Do this » Review the lines that follow and copy each one that contains the word "React".

Dataset content »
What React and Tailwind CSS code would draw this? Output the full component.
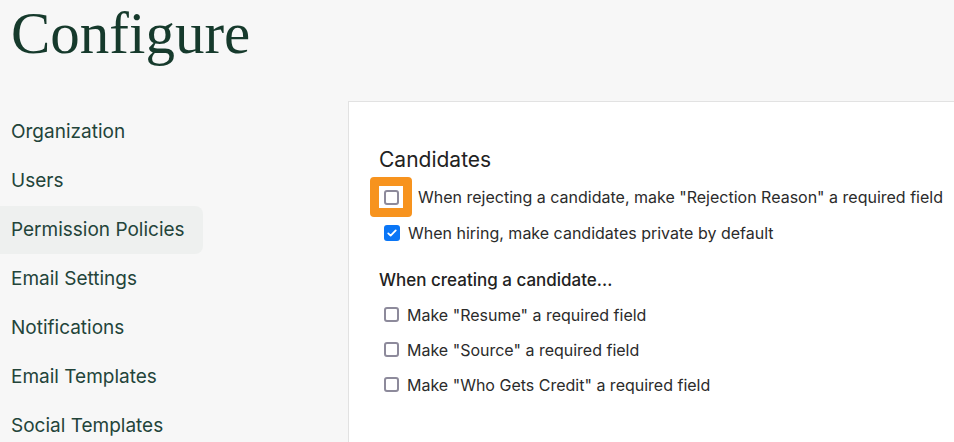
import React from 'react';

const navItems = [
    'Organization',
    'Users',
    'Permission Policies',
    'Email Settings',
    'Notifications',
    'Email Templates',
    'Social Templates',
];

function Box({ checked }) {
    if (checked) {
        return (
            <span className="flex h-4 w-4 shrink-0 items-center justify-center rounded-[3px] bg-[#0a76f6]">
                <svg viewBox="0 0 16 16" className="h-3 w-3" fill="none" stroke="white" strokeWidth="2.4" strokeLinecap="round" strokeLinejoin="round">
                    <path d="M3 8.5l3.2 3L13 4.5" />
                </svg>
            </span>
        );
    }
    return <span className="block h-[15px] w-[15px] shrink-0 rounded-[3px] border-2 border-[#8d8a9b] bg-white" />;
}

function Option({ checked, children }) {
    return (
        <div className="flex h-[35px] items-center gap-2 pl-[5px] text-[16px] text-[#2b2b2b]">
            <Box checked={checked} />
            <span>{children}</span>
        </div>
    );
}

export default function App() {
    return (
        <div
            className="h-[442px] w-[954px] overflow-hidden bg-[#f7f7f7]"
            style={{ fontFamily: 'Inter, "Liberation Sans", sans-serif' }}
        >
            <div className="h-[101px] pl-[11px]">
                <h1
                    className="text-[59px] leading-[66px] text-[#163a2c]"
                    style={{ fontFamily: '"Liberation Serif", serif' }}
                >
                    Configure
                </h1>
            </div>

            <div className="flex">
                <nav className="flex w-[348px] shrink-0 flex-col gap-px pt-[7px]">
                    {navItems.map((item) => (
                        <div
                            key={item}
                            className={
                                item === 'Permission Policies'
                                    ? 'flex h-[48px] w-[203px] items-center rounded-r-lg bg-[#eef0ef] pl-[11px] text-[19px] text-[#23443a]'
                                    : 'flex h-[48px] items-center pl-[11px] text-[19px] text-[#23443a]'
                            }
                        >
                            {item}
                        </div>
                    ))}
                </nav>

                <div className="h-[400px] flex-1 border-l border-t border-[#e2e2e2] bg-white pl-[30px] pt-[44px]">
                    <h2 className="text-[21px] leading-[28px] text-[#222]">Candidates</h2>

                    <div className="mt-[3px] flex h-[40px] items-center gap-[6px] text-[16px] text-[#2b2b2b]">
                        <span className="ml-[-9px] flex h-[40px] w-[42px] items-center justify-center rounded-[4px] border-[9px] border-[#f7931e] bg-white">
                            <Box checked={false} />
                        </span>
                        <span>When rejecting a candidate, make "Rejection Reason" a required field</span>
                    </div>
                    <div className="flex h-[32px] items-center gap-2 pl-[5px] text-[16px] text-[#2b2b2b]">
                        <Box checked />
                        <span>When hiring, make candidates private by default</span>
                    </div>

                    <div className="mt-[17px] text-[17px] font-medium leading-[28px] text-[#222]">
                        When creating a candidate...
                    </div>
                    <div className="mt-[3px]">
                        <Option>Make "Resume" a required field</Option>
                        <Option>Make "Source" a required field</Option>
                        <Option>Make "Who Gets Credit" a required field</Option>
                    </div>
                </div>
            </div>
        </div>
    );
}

Task result »
What React and Tailwind CSS code would draw this? Output the full component.
import React from 'react';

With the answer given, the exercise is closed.